## DATA PROVIDED
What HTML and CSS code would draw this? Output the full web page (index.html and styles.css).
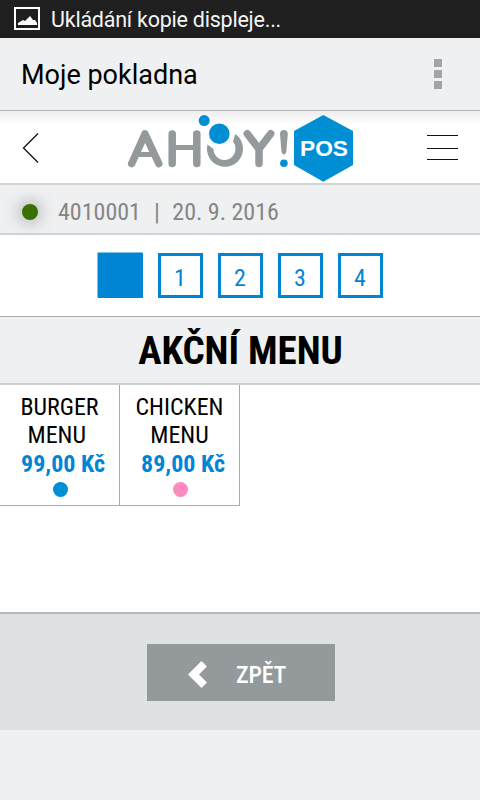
FILE: index.html
```html
<!DOCTYPE html>
<html lang="cs">
<head>
<meta charset="utf-8">
<title>Moje pokladna</title>
<link rel="stylesheet" href="styles.css">
</head>
<body>
<div class="status">
  <svg class="status-icon" width="26" height="23" viewBox="0 0 26 23"><rect x="1" y="1" width="24" height="21" fill="none" stroke="#fff" stroke-width="2"/><path d="M4 18v-2l5-3 2 1 5-5 3 4 2 0 2 3v2z" fill="#fff"/></svg>
  <span class="status-text">Ukládání kopie displeje...</span>
</div>
<div class="appbar">
  <h1 class="app-title">Moje pokladna</h1>
  <div class="overflow"><i></i><i></i><i></i></div>
</div>
<header class="header">
  <svg class="back" width="18" height="32" viewBox="0 0 18 32"><path d="M16 1.500L1.500 16 16 30.500" fill="none" stroke="#111" stroke-width="1.300"/></svg>
  <svg class="logo" width="228" height="72" viewBox="127 111 228 72">
    <g fill="none" stroke="#94999c" stroke-width="7.500" stroke-linecap="round" stroke-linejoin="round">
      <path d="M131.700 163.500L145 134l13.800 29.500"/>
      <path d="M137 154.500h17" stroke-width="5" stroke-linecap="butt"/>
      <path d="M172.200 134v29.500M196.800 134v29.500"/>
      <path d="M172 147.500h25" stroke-width="5" stroke-linecap="butt"/>
      <path d="M247.300 133.700L259 149l11.700-15.300M259 148v15.500"/>
    </g>
    <path d="M207.500 144.500l6 4.500A10.800 10.800 0 0 0 235.400 149q.6-3.500-2.400-7.500l2.300-7.500A18 18 0 1 1 207.500 144.500z" fill="#94999c"/>
    <circle cx="219.300" cy="133.700" r="10.300" fill="#008fd5"/>
    <circle cx="204.200" cy="120.600" r="5.500" fill="#008fd5"/>
    <path d="M280 134a3.900 3.900 0 0 1 7.800 0L286.300 152q-2.400 5-4.800 0z" fill="#94999c"/>
    <circle cx="283.900" cy="163.200" r="3.800" fill="#008fd5"/>
    <path d="M323.300 115L353 131v34l-29.700 16.700L294 165v-34z" fill="#008fd5"/>
    <text class="logo-text" x="300" y="156" textLength="48" lengthAdjust="spacingAndGlyphs">POS</text>
  </svg>
  <svg class="burger" width="31" height="28" viewBox="0 0 31 28"><path d="M0 1.500h31M0 14.500h31M0 25.500h31" stroke="#111" stroke-width="1.200"/></svg>
</header>
<div class="info">
  <span class="led"></span>
  <span class="number">4010001</span><span class="sep">|</span><span class="date">20. 9. 2016</span>
</div>
<nav class="tabs">
  <div class="tab active"></div><div class="tab">1</div><div class="tab">2</div><div class="tab">3</div><div class="tab">4</div>
</nav>
<h2 class="heading"><span>AKČNÍ MENU</span></h2>
<main class="items">
  <div class="item"><div class="name">BURGER<br>MENU&nbsp;</div><div class="price">99,00 Kč</div><span class="dot blue"></span></div>
  <div class="item"><div class="name">CHICKEN<br>MENU</div><div class="price">89,00 Kč</div><span class="dot pink"></span></div>
</main>
<footer class="footer">
  <div class="button">
    <svg width="19" height="27" viewBox="0 0 19 27"><path d="M13.500 0L19 5.500 11 13.500l8 8-5.500 5.500L0 13.500z" fill="#fff"/></svg>
    <span>ZPĚT</span>
  </div>
</footer>
</body>
</html>
```
FILE: styles.css
```css
* { box-sizing: border-box; }
body { margin: 0; height: 800px; overflow: hidden; background: #eff0f2; font-family: "Roboto Condensed", Roboto, sans-serif; color: #000; }
svg { display: block; flex: none; }
.status { height: 38px; background: #1f1f1f; color: #f4f4f4; display: flex; align-items: center; padding-left: 14px; font-family: Roboto, sans-serif; }
.status-icon { margin-top: -2px; }
.status-text { font-size: 21.5px; letter-spacing: -0.23px; margin-left: 11px; white-space: nowrap; }
.appbar { height: 73px; border-bottom: 1px solid #b5b7b9; display: flex; align-items: center; justify-content: space-between; padding: 0 38px 0 21px; font-family: Roboto, sans-serif; }
.app-title { margin: 0; padding-top: 2px; font-size: 27px; font-weight: 400; white-space: nowrap; }
.overflow { display: flex; flex-direction: column; gap: 3px; }
.overflow i { width: 8px; height: 8px; background: #a3a4a5; }
.header { height: 74px; background: linear-gradient(#eeeeef, #fff 14px); border-bottom: 2px solid #d2d4d5; display: flex; align-items: center; padding: 2px 0 0 22px; }
.back { margin-top: -1px; }
.logo { margin: -2px 0 0 87px; }
.logo-text { font: 700 22px "Liberation Sans", sans-serif; fill: #fff; }
.burger { margin-left: 72px; }
.info { height: 50px; border-bottom: 2px solid #d0d2d3; display: flex; align-items: center; padding: 5px 0 0 22px; font-size: 24px; font-stretch: 75%; color: #858585; white-space: nowrap; }
.led { width: 16px; height: 16px; border-radius: 50%; background: #397100; box-shadow: 0 0 14px 5px #c4c5c5; margin-right: 20px; }
.sep { margin: 0 12.5px 0 13px; }
.tabs { height: 82px; background: #fff; border-bottom: 1px solid #aaacad; display: flex; justify-content: center; gap: 15px; padding-top: 18px; }
.tab { width: 45px; height: 45px; border: 3px solid #0085d5; display: flex; align-items: center; justify-content: center; padding-top: 5px; color: #0085d5; font-size: 24px; font-stretch: 75%; }
.active { background: #0085d5; box-shadow: -0.5px -0.5px #0085d5; }
.heading { margin: 0; padding: 2px 0 0 1px; height: 68px; border-bottom: 2px solid #cdcfd1; display: flex; justify-content: center; align-items: center; font-size: 39px; font-stretch: 75%; font-weight: 700; white-space: nowrap; }
.items { height: 229px; background: #fff; border-bottom: 2px solid #b7b9ba; display: flex; align-items: flex-start; }
.item { width: 120px; height: 121px; border-right: 1px solid #aaa; border-bottom: 1px solid #aaa; padding-top: 8px; display: flex; flex-direction: column; align-items: center; text-align: center; font-size: 24px; font-stretch: 75%; line-height: 28px; white-space: nowrap; }
.price { color: #0085d5; font-weight: 700; line-height: 31px; padding-left: 7px; margin-bottom: -2px; }
.dot { width: 15px; height: 15px; border-radius: 50%; margin: 4px 0 0 1px; }
.blue { background: #008fd5; }
.pink { background: #ff8ac0; }
.footer { height: 116px; background: #dee2e5; padding-top: 30px; }
.button { width: 188px; height: 57px; margin: 0 auto; transform: translateX(1px); background: #94999c; color: #fff; display: flex; align-items: center; padding: 4px 0 0 41px; gap: 29px; font-size: 24px; font-weight: 500; font-stretch: 75%; letter-spacing: -0.2px; }
```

## TASK TO CARRY OUT
Give every line of the material that includes the string "index".

## CORRECT ANSWER
What HTML and CSS code would draw this? Output the full web page (index.html and styles.css).
FILE: index.html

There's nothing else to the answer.